[Begin Collected data]

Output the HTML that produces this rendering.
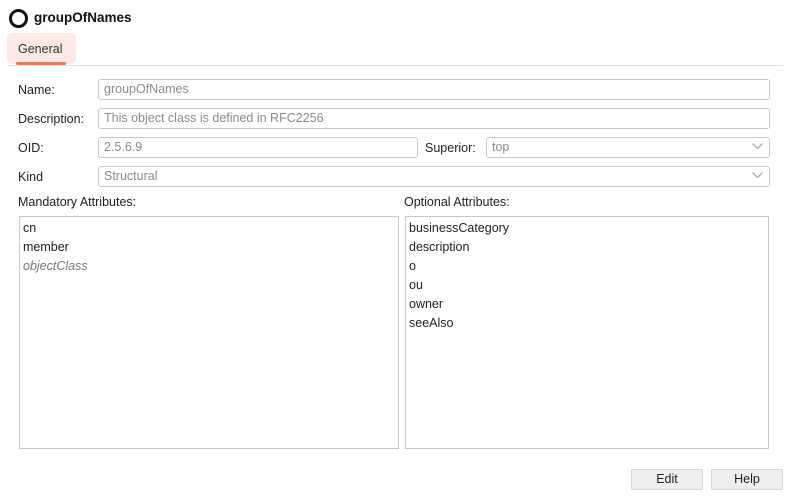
<!DOCTYPE html>
<html><head><style>
body{margin:0;width:789px;height:497px;background:#fff;font-family:"Liberation Sans",sans-serif;font-size:12.5px;color:#222;position:relative;overflow:hidden}
.a{position:absolute}
.in{position:absolute;border:1px solid #c8c8c8;border-radius:3px;height:20px;box-sizing:border-box;color:#8a8a8a;padding-left:5px;line-height:18px;background:#fff}
.lbl{position:absolute;line-height:14px}
.chev{position:absolute;right:6px;top:5px}
.list{position:absolute;border:1px solid #c8c8c8;box-sizing:border-box;background:#fff;padding-top:2px}
.list div{height:19px;line-height:19px;padding-left:3px}
.btn{position:absolute;background:#efefef;border:1px solid #d6d6d6;border-radius:2px;box-sizing:border-box;text-align:center;line-height:19px;height:21px}
</style></head><body>
<div class="a" style="left:9px;top:9px;width:13px;height:13px;border:3px solid #111;border-radius:50%"></div>
<div class="a" style="left:34px;top:10px;font-weight:bold;font-size:13.5px;color:#111">groupOfNames</div>
<div class="a" style="left:7px;top:33px;width:69px;height:31px;background:#fdeae4;border-radius:5px"></div>
<div class="a" style="left:18px;top:42px;color:#333">General</div>
<div class="a" style="left:16px;top:62px;width:50px;height:3px;background:#ec7a52;border-radius:2px"></div>
<div class="a" style="left:8px;top:65px;width:775px;height:1px;background:#e2e2e2"></div>

<div class="lbl" style="left:18px;top:83px">Name:</div>
<div class="in" style="left:98px;top:79px;width:672px;height:21px">groupOfNames</div>
<div class="lbl" style="left:18px;top:112px">Description:</div>
<div class="in" style="left:98px;top:108px;width:672px;height:21px">This object class is defined in RFC2256</div>
<div class="lbl" style="left:18px;top:141px">OID:</div>
<div class="in" style="left:98px;top:137px;width:320px;height:21px">2.5.6.9</div>
<div class="lbl" style="left:425px;top:141px">Superior:</div>
<div class="in" style="left:486px;top:137px;width:284px;height:21px">top<svg class="chev" width="11" height="7"><path d="M0.5 0.5 L5.5 5.5 L10.5 0.5" fill="none" stroke="#999"/></svg></div>
<div class="lbl" style="left:18px;top:170px">Kind</div>
<div class="in" style="left:98px;top:166px;width:672px;height:21px">Structural<svg class="chev" width="11" height="7"><path d="M0.5 0.5 L5.5 5.5 L10.5 0.5" fill="none" stroke="#999"/></svg></div>

<div class="lbl" style="left:18px;top:195px">Mandatory Attributes:</div>
<div class="lbl" style="left:404px;top:195px">Optional Attributes:</div>
<div class="list" style="left:19px;top:216px;width:380px;height:233px">
<div>cn</div><div>member</div><div style="font-style:italic;color:#777">objectClass</div></div>
<div class="list" style="left:405px;top:216px;width:364px;height:233px">
<div>businessCategory</div><div>description</div><div>o</div><div>ou</div><div>owner</div><div>seeAlso</div></div>

<div class="btn" style="left:631px;top:469px;width:72px">Edit</div>
<div class="btn" style="left:711px;top:469px;width:72px">Help</div>
</body></html>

[End Collected data]

Copy the material exactly. Do not include the pictures.

Output the HTML that produces this rendering.
<!DOCTYPE html>
<html><head><style>
body{margin:0;width:789px;height:497px;background:#fff;font-family:"Liberation Sans",sans-serif;font-size:12.5px;color:#222;position:relative;overflow:hidden}
.a{position:absolute}
.in{position:absolute;border:1px solid #c8c8c8;border-radius:3px;height:20px;box-sizing:border-box;color:#8a8a8a;padding-left:5px;line-height:18px;background:#fff}
.lbl{position:absolute;line-height:14px}
.chev{position:absolute;right:6px;top:5px}
.list{position:absolute;border:1px solid #c8c8c8;box-sizing:border-box;background:#fff;padding-top:2px}
.list div{height:19px;line-height:19px;padding-left:3px}
.btn{position:absolute;background:#efefef;border:1px solid #d6d6d6;border-radius:2px;box-sizing:border-box;text-align:center;line-height:19px;height:21px}
</style></head><body>
<div class="a" style="left:9px;top:9px;width:13px;height:13px;border:3px solid #111;border-radius:50%"></div>
<div class="a" style="left:34px;top:10px;font-weight:bold;font-size:13.5px;color:#111">groupOfNames</div>
<div class="a" style="left:7px;top:33px;width:69px;height:31px;background:#fdeae4;border-radius:5px"></div>
<div class="a" style="left:18px;top:42px;color:#333">General</div>
<div class="a" style="left:16px;top:62px;width:50px;height:3px;background:#ec7a52;border-radius:2px"></div>
<div class="a" style="left:8px;top:65px;width:775px;height:1px;background:#e2e2e2"></div>

<div class="lbl" style="left:18px;top:83px">Name:</div>
<div class="in" style="left:98px;top:79px;width:672px;height:21px">groupOfNames</div>
<div class="lbl" style="left:18px;top:112px">Description:</div>
<div class="in" style="left:98px;top:108px;width:672px;height:21px">This object class is defined in RFC2256</div>
<div class="lbl" style="left:18px;top:141px">OID:</div>
<div class="in" style="left:98px;top:137px;width:320px;height:21px">2.5.6.9</div>
<div class="lbl" style="left:425px;top:141px">Superior:</div>
<div class="in" style="left:486px;top:137px;width:284px;height:21px">top<svg class="chev" width="11" height="7"><path d="M0.5 0.5 L5.5 5.5 L10.5 0.5" fill="none" stroke="#999"/></svg></div>
<div class="lbl" style="left:18px;top:170px">Kind</div>
<div class="in" style="left:98px;top:166px;width:672px;height:21px">Structural<svg class="chev" width="11" height="7"><path d="M0.5 0.5 L5.5 5.5 L10.5 0.5" fill="none" stroke="#999"/></svg></div>

<div class="lbl" style="left:18px;top:195px">Mandatory Attributes:</div>
<div class="lbl" style="left:404px;top:195px">Optional Attributes:</div>
<div class="list" style="left:19px;top:216px;width:380px;height:233px">
<div>cn</div><div>member</div><div style="font-style:italic;color:#777">objectClass</div></div>
<div class="list" style="left:405px;top:216px;width:364px;height:233px">
<div>businessCategory</div><div>description</div><div>o</div><div>ou</div><div>owner</div><div>seeAlso</div></div>

<div class="btn" style="left:631px;top:469px;width:72px">Edit</div>
<div class="btn" style="left:711px;top:469px;width:72px">Help</div>
</body></html>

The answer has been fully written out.